The Thanksgiving Story followed in 1954 and is much more of a traditional read-to picture book. As implied by the title, it is a simplified retelling of the traditional Thanksgiving story and is illustrated by Helen Sewell who received the 1955 Caldecott Honor award for the illustrations. Interestingly, while in recent years it has been criticized among the sensitive for its stereotyping of Native Americans, at the time it was written, it was praised for bringing more attention and life to the Native Americans as part of the Thanksgiving Story. O tempora o mores! It is a little dated but is still a wonderful retelling for the very young, especially given the strong colors of Helen Sewell's illustrations.

The Courage of Sarah Noble also was published in 1954 and was also a major prize recipient, this time the 1955 Newberry Medal Honor. Again, a story of fictionalized history based on a true event, The Courage of Sarah Noble relates the adventures of eight year old Sarah as she accompanies her father into the frontier wilderness to find and build a new home. Her mother and siblings are to follow later when her mother has regained her health. The story is exciting for the encounters with the practicalities of getting by in this unknown and often hostile environment. It is notable that one of the sub-themes that Dalgliesh built into this tale was Sarah's dawning awareness of Native Americans as people rather than as shapeless sources of fear.

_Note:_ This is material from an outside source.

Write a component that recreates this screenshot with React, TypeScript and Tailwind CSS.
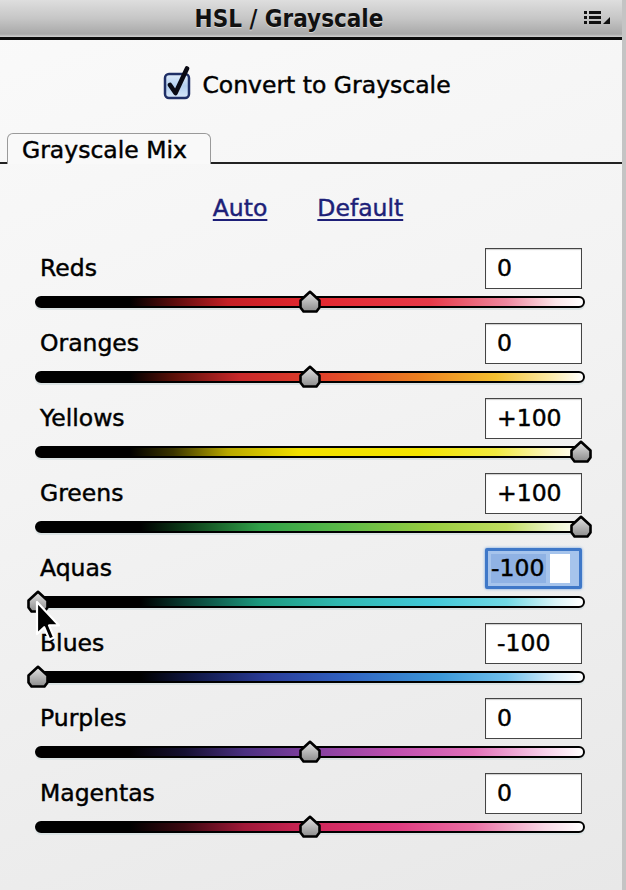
import React from 'react';

type Channel = { name: string; value: number; track: string };

const CHANNELS: Channel[] = [
  {
    name: 'Reds',
    value: 0,
    track:
      'bg-[linear-gradient(to_right,#000_0%,#000_17%,#5a0c0c_25%,#c42026_35%,#e2282f_50%,#e63a48_72%,#ee88a0_86%,#fbe6ea_95%,#fff_100%)]',
  },
  {
    name: 'Oranges',
    value: 0,
    track:
      'bg-[linear-gradient(to_right,#000_0%,#000_17%,#5a1008_25%,#c8282a_37%,#e0402a_52%,#ec8020_70%,#f4c030_84%,#fbeaa8_94%,#fff_100%)]',
  },
  {
    name: 'Yellows',
    value: 100,
    track:
      'bg-[linear-gradient(to_right,#000_0%,#000_17%,#3a3400_25%,#b8a800_35%,#f0e000_48%,#f2e400_70%,#f0ea40_84%,#faf6c0_94%,#fff_100%)]',
  },
  {
    name: 'Greens',
    value: 100,
    track:
      'bg-[linear-gradient(to_right,#000_0%,#000_19%,#0c3a18_27%,#30a048_41%,#58b848_55%,#98cc40_72%,#c0dc60_86%,#eef6d0_95%,#fff_100%)]',
  },
  {
    name: 'Aquas',
    value: -100,
    track:
      'bg-[linear-gradient(to_right,#000_0%,#000_19%,#083a30_27%,#1c9a80_41%,#30b8b0_55%,#40c8d8_72%,#70d8e4_86%,#d8f4f8_95%,#fff_100%)]',
  },
  {
    name: 'Blues',
    value: -100,
    track:
      'bg-[linear-gradient(to_right,#000_0%,#000_19%,#101848_29%,#2a3c98_42%,#3060c0_56%,#3c98d8_74%,#70c0ec_86%,#d8eefa_95%,#fff_100%)]',
  },
  {
    name: 'Purples',
    value: 0,
    track:
      'bg-[linear-gradient(to_right,#000_0%,#000_17%,#141030_27%,#4a3080_38%,#8040a0_50%,#c050b0_66%,#e070b8_80%,#f6d0ea_93%,#fff_100%)]',
  },
  {
    name: 'Magentas',
    value: 0,
    track:
      'bg-[linear-gradient(to_right,#000_0%,#000_17%,#3c0810_27%,#a01838_38%,#d02658_50%,#e03c80_66%,#ea70a4_80%,#f8d8e6_93%,#fff_100%)]',
  },
];

const FONT = "font-['DejaVu_Sans','Verdana',sans-serif]";
const HEAVY = '[-webkit-text-stroke:0.45px_currentColor]';

function Thumb({ value }: { value: number }) {
  // track inner width ~543px, thumb centre at 3px for -100
  const left = 3 + ((value + 100) / 200) * 543 - 13;
  return (
    <svg
      width="26"
      height="24"
      viewBox="0 0 26 24"
      className="absolute top-[1px]"
      style={{ left }}
    >
      <defs>
        <linearGradient id="thumbFill" x1="0" y1="0" x2="0" y2="1">
          <stop offset="0" stopColor="#e6e6e6" />
          <stop offset="0.55" stopColor="#b4b4b4" />
          <stop offset="1" stopColor="#8c8c8c" />
        </linearGradient>
      </defs>
      <path
        d="M13 1.8 L22.5 10.5 L22.5 17.5 L19.5 21.5 L6.5 21.5 L3.5 17.5 L3.5 10.5 Z"
        fill="url(#thumbFill)"
        stroke="#000"
        strokeWidth="2.6"
        strokeLinejoin="round"
      />
    </svg>
  );
}

function ValueBox({ value, focused }: { value: number; focused: boolean }) {
  const text = value > 0 ? `+${value}` : value < 0 ? `-${Math.abs(value)}` : '0';
  if (focused) {
    return (
      <div className="mr-[3px] flex h-[41px] w-[97px] items-stretch rounded-[2px] border-[3px] border-[#3f78c8] bg-[#a6c4ec] p-[3px] shadow-[0_0_3px_#6a9ee0]">
        <span className={`flex items-center bg-[#8fb2e4] pr-[2px] text-[23.5px] leading-none text-black ${HEAVY}`}>
          {text}
        </span>
        <span className="ml-[4px] w-[20px] bg-white" />
      </div>
    );
  }
  return (
    <div
      className={`mr-[3px] flex h-[41px] w-[97px] items-center border border-[#444] bg-white pl-[11px] text-[23.5px] text-black shadow-[inset_0_1px_1px_rgba(0,0,0,0.2)] ${HEAVY}`}
    >
      {text}
    </div>
  );
}

function MenuIcon() {
  return (
    <svg width="28" height="14" viewBox="0 0 28 14">
      <rect x="0" y="0" width="3" height="3" fill="#111" />
      <rect x="5" y="0" width="12" height="3" fill="#111" />
      <rect x="0" y="5" width="3" height="3" fill="#111" />
      <rect x="5" y="5" width="12" height="3" fill="#111" />
      <rect x="0" y="10" width="3" height="3" fill="#111" />
      <rect x="5" y="10" width="12" height="3" fill="#111" />
      <path d="M26 6 L26 13 L19 13 Z" fill="#111" />
    </svg>
  );
}

function CheckBox() {
  return (
    <svg width="30" height="34" viewBox="0 0 30 34">
      <defs>
        <linearGradient id="cbFill" x1="0" y1="0" x2="0" y2="1">
          <stop offset="0" stopColor="#e0ecfa" />
          <stop offset="0.5" stopColor="#b4d0f0" />
          <stop offset="1" stopColor="#d8e8fa" />
        </linearGradient>
      </defs>
      <rect x="2" y="8" width="24" height="24" rx="4" fill="url(#cbFill)" stroke="#1f2f66" strokeWidth="2.5" />
      <path
        d="M7 19 L12.5 27 L24 2.5"
        fill="none"
        stroke="#0a0a14"
        strokeWidth="4.6"
        strokeLinecap="round"
        strokeLinejoin="round"
      />
    </svg>
  );
}

function Cursor() {
  return (
    <svg
      width="26"
      height="42"
      viewBox="0 0 13 21"
      className="pointer-events-none absolute left-[35px] top-[600px]"
    >
      <path
        d="M1 1 L1 17 L4.6 13.6 L7.2 19.8 L9.6 18.8 L7 12.7 L12 12.7 Z"
        fill="#000"
        stroke="#fff"
        strokeWidth="1.1"
        strokeLinejoin="round"
      />
    </svg>
  );
}

export default function App() {
  return (
    <div
      className={`relative h-[890px] w-[626px] overflow-hidden border-r-[4px] border-[#c4c4c4] bg-[linear-gradient(160deg,#fafafa_0%,#f3f3f3_45%,#e8e8e8_100%)] ${FONT}`}
    >
      {/* Panel header */}
      <div className="relative flex h-[40px] items-center justify-center border-b-[3px] border-[#0c0c0c] bg-[linear-gradient(to_bottom,#dedede_0%,#c6c6c6_50%,#a9a9a9_92%,#d0d0d0_100%)] pr-[44px]">
        <span className="text-[24px] font-bold text-[#111] [font-stretch:condensed] [text-shadow:0_1px_0_rgba(255,255,255,0.5)] font-['DejaVu_Sans_Condensed','DejaVu_Sans',sans-serif]">
          HSL / Grayscale
        </span>
        <div className="absolute right-[10px] top-[11px]">
          <MenuIcon />
        </div>
      </div>

      {/* Convert checkbox */}
      <div className="mt-[22px] flex items-center justify-center gap-[9px] pr-[8px]">
        <CheckBox />
        <span className={`mt-[6px] text-[23.5px] text-black ${HEAVY}`}>Convert to Grayscale</span>
      </div>

      {/* Tab strip */}
      <div className="mt-[30px] flex items-end">
        <div className="w-[7px] border-b-2 border-[#222]" />
        <div
          className={`flex h-[31px] w-[204px] items-center rounded-t-[6px] border border-b-0 border-[#9a9a9a] bg-[#f9f9f9] pl-[14px] pt-[2px] text-[23.5px] text-black ${HEAVY}`}
        >
          Grayscale Mix
        </div>
        <div className="flex-1 border-b-2 border-[#222]" />
      </div>

      {/* Auto / Default */}
      <div className={`mt-[30px] flex justify-center gap-[50px] pr-[6px] ${HEAVY}`}>
        <span className="text-[23.5px] leading-[28px] text-[#1d1f78] underline decoration-[2px] underline-offset-[3px]">
          Auto
        </span>
        <span className="text-[23.5px] leading-[28px] text-[#1d1f78] underline decoration-[2px] underline-offset-[3px]">
          Default
        </span>
      </div>

      {/* Sliders */}
      <div className="mt-[26px] flex flex-col pl-[35px] pr-[37px]">
        {CHANNELS.map((c) => (
          <div key={c.name} className="flex h-[75px] flex-col">
            <div className="flex h-[41px] items-center justify-between">
              <span className={`ml-[5px] text-[23.5px] text-black ${HEAVY}`}>{c.name}</span>
              <ValueBox value={c.value} focused={c.name === 'Aquas'} />
            </div>
            <div className="relative h-[24px]">
              <div
                className={`mt-[7px] h-[12px] rounded-full border-[2.5px] border-black shadow-[0_2px_0_#dbe3e4] ${c.track}`}
              />
              <Thumb value={c.value} />
            </div>
          </div>
        ))}
      </div>

      <Cursor />
    </div>
  );
}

The next two titles in this blinding streak of excellent writing are unfortunately not currently in print; they are, however, periodically brought back. The Columbus Story (1955) is obviously a retelling of Columbus's voyages for a young set while Ride the Wind (1956) is an account for young children of Charles Lindbergh and his trans-Atlantic flight in The Spirit of St. Louis. Also in 1956, Dalgliesh published The Fourth of July Story, another excellent telling of American civic traditions for young children.

Dalgliesh's final book, published in 1959, was Adam and the Golden Cock. Though not in print, it was another lightly fictionalized account of a true story which took place in Newton, Connecticut in 1781.

As occasionally happens, sometimes it is the immigrant who tells the best traditional stories of their adopted country and with The Columbus Story, The Thanksgiving Story, and The Fourth of July Story along with her historical fiction Adam and the Golden Cock, The Courage of Sarah Noble and The Bears of Hemlock Mountain, the Trinidadian cum American, Alice Dalgliesh has certainly borne up that tradition and bequeathed to our children a wonderful set of books for deepening a knowledge and understanding of America and its history.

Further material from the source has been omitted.